[Saved entries]
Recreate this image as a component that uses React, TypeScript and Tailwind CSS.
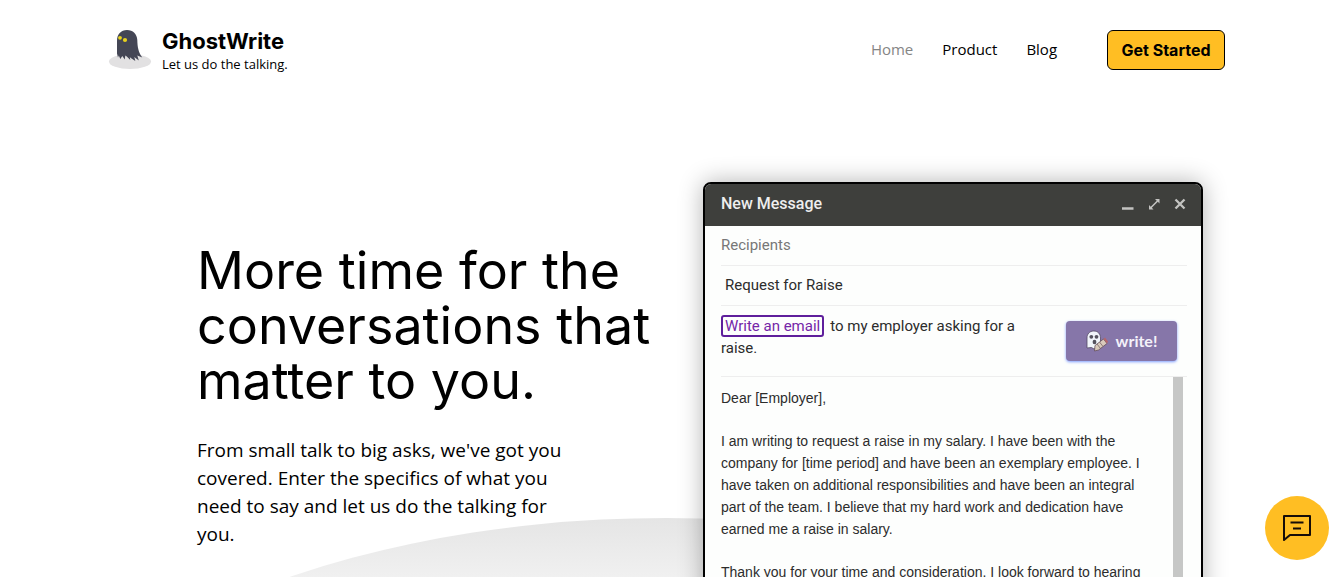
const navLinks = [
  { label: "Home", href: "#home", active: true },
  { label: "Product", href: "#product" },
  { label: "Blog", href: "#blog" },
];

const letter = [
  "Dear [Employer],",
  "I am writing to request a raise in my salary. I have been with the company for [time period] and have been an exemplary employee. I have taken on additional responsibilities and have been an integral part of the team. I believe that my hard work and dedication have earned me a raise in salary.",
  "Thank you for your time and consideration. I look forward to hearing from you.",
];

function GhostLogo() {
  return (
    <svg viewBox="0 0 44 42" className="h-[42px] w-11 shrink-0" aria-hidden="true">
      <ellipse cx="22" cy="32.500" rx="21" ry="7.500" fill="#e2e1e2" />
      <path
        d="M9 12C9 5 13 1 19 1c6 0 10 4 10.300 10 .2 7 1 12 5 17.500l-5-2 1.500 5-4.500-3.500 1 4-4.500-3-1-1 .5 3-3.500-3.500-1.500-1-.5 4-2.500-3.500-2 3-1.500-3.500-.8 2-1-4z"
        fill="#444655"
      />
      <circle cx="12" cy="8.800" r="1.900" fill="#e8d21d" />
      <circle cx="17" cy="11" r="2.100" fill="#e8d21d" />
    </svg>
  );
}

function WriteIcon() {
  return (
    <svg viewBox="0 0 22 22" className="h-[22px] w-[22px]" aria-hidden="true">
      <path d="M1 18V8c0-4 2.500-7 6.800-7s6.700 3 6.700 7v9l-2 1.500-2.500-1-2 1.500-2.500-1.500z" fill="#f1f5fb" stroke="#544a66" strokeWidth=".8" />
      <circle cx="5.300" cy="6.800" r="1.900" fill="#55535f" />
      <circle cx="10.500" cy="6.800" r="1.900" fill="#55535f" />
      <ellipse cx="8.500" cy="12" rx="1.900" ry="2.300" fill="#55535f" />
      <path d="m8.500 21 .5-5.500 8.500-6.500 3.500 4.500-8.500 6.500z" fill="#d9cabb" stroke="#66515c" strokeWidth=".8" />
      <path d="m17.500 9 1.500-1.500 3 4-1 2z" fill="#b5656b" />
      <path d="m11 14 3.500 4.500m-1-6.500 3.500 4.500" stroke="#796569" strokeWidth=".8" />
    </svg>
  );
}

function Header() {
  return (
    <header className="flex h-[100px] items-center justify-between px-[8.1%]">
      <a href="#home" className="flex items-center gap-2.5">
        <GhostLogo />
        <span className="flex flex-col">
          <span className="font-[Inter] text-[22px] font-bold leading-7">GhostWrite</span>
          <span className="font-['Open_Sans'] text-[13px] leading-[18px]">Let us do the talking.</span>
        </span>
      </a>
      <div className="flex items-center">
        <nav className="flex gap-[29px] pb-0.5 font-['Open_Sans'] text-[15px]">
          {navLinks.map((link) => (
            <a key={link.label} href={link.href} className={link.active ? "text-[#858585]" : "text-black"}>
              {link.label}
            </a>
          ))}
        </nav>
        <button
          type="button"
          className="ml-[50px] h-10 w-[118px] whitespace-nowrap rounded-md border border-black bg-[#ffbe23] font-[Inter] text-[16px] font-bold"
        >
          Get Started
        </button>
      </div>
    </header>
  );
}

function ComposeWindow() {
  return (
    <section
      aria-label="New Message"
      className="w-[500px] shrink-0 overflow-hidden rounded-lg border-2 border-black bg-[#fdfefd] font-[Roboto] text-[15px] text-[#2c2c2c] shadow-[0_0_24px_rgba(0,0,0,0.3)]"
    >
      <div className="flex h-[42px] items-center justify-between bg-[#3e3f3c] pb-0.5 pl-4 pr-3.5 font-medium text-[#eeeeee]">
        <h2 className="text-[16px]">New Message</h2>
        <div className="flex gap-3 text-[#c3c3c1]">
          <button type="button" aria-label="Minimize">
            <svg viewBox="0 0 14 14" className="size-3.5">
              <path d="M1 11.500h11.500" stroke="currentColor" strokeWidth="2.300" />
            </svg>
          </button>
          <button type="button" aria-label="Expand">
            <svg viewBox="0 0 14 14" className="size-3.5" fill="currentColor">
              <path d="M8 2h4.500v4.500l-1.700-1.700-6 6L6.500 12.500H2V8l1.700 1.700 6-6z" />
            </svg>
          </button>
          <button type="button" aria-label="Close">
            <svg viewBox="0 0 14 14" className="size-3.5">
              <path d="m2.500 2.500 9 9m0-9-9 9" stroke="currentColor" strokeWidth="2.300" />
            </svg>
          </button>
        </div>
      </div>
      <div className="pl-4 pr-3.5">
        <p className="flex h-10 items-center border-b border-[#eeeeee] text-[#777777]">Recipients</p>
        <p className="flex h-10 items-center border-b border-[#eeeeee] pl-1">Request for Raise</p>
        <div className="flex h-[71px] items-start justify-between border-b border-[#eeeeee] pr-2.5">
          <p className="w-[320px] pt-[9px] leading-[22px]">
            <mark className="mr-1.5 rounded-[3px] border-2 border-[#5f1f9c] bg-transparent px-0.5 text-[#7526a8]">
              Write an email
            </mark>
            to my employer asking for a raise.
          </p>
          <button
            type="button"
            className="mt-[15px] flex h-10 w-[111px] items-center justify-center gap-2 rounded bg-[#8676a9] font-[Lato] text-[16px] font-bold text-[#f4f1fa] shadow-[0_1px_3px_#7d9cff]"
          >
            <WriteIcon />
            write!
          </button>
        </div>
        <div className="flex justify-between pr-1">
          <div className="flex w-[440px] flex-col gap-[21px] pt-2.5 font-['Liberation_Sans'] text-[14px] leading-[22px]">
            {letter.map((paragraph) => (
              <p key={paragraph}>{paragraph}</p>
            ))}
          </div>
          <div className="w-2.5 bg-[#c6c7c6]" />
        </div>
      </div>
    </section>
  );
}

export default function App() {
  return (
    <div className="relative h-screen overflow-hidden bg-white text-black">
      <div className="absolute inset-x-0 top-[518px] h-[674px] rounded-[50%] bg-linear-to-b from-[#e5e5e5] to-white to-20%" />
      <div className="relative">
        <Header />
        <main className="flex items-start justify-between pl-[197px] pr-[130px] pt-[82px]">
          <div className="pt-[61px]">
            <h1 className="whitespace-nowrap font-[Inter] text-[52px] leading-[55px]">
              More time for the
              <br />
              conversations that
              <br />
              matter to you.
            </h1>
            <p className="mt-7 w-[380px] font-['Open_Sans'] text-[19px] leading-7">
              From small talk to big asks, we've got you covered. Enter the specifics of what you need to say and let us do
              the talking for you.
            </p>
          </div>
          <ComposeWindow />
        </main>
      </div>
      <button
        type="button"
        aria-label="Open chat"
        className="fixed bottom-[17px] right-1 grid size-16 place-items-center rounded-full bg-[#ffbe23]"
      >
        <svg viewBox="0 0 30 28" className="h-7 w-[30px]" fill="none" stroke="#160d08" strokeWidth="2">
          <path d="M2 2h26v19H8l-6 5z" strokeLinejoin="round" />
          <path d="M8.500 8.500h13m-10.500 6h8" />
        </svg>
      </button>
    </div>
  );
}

---

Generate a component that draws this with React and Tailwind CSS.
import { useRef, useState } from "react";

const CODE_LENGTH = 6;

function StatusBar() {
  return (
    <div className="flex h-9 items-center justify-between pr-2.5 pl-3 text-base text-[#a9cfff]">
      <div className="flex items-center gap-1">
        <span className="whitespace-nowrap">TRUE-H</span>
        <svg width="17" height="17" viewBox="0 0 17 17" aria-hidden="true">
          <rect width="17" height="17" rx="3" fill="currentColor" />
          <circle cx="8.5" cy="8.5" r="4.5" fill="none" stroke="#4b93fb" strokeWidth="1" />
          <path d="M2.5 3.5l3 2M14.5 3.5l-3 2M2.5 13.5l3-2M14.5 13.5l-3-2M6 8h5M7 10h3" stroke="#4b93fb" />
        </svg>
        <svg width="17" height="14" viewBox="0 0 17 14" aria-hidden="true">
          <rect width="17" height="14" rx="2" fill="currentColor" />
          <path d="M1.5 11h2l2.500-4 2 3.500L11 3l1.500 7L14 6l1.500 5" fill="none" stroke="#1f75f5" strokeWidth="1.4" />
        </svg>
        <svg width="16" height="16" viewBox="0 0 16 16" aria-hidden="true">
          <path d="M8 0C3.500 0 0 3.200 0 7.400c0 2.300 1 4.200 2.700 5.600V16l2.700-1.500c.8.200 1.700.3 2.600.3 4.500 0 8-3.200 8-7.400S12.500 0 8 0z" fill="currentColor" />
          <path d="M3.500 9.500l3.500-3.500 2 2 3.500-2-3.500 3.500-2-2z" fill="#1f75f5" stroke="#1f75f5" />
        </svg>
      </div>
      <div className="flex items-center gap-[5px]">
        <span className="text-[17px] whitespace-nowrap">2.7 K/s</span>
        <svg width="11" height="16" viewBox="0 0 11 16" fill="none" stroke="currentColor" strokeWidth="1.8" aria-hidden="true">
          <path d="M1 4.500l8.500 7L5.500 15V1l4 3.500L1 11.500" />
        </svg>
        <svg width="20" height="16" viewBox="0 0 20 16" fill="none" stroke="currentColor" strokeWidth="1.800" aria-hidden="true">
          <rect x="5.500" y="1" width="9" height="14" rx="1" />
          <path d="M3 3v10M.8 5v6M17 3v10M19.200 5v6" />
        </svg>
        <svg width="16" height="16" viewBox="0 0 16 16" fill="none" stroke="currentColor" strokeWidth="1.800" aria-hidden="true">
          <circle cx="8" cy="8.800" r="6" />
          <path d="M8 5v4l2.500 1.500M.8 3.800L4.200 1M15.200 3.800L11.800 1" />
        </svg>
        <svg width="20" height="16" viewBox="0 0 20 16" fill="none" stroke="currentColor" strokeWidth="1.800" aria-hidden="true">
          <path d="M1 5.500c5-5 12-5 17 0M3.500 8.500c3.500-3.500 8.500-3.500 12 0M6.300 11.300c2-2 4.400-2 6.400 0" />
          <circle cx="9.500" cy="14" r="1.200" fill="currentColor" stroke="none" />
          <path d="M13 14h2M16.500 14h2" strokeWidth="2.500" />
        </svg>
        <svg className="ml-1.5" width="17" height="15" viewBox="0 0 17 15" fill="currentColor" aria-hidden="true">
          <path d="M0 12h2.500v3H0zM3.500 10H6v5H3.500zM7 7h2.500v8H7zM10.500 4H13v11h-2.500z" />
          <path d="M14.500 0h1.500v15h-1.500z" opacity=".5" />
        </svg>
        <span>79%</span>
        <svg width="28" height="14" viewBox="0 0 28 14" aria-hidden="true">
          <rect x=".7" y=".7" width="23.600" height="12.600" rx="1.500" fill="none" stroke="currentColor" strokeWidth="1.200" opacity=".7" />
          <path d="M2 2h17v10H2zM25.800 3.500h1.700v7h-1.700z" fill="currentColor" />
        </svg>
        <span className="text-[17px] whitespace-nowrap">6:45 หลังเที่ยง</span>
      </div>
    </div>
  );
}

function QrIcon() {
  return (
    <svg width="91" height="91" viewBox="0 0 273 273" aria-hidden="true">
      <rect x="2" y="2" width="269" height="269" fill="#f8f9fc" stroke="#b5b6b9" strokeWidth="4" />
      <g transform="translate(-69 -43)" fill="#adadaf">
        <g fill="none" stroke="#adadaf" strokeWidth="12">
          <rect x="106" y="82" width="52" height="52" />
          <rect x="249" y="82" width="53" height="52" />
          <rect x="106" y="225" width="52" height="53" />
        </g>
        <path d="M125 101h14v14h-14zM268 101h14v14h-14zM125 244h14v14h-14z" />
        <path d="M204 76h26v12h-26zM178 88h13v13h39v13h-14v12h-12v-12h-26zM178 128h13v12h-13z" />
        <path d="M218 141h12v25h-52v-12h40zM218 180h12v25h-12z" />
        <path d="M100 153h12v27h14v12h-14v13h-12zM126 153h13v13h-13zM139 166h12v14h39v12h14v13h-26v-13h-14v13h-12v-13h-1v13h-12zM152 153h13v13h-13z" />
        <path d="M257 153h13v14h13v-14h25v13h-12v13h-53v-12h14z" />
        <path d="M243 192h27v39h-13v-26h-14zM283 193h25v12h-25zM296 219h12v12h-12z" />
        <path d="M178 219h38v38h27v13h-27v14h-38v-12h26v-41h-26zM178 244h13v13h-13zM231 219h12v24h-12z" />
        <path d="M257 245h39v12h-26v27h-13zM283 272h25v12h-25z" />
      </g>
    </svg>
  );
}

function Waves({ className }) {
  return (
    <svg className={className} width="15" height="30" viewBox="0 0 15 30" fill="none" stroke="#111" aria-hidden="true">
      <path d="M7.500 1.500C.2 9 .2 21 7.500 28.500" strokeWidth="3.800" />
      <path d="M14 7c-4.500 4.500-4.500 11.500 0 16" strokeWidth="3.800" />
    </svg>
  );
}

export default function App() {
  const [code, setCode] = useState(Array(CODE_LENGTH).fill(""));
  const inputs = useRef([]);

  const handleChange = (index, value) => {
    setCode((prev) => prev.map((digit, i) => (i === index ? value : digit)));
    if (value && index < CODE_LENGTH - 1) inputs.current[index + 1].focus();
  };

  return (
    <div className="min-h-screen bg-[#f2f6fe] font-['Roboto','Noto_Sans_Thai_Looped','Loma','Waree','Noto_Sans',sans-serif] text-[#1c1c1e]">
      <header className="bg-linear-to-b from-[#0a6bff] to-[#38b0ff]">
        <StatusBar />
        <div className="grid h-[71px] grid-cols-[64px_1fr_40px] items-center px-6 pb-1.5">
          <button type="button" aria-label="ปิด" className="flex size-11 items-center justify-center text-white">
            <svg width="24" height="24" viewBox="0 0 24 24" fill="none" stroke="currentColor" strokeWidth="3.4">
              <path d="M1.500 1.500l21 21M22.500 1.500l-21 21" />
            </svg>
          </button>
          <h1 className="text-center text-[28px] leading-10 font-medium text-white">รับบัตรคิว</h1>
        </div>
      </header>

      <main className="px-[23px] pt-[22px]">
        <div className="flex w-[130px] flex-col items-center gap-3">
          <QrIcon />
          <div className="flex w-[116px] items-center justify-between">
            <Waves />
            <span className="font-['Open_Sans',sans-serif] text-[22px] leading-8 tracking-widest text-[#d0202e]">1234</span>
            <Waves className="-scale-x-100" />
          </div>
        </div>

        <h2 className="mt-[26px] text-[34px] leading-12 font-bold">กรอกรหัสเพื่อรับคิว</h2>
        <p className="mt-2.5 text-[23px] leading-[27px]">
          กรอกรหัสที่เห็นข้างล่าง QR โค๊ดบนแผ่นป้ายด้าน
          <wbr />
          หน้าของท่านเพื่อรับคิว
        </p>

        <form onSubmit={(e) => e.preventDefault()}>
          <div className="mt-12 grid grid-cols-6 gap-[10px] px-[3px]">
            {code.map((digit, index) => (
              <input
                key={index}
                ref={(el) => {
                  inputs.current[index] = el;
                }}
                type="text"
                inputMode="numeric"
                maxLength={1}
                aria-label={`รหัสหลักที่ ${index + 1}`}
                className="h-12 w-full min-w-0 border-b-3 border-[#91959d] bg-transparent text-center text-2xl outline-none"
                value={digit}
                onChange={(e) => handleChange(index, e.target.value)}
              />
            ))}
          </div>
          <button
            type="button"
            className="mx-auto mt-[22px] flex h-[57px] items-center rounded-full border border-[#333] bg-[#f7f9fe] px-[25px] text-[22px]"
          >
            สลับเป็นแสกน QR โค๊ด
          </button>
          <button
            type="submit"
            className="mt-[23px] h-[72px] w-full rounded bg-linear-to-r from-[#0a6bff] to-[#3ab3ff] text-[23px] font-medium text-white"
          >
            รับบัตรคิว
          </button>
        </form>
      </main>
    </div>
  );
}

* **Prompt**: In the listing above, find the line with "Generate a component" and the line with "const CODE_LENGTH = 6;". Output those two lines and every line between them, exactly as written.

* **The reply**:
Generate a component that draws this with React and Tailwind CSS.
import { useRef, useState } from "react";

const CODE_LENGTH = 6;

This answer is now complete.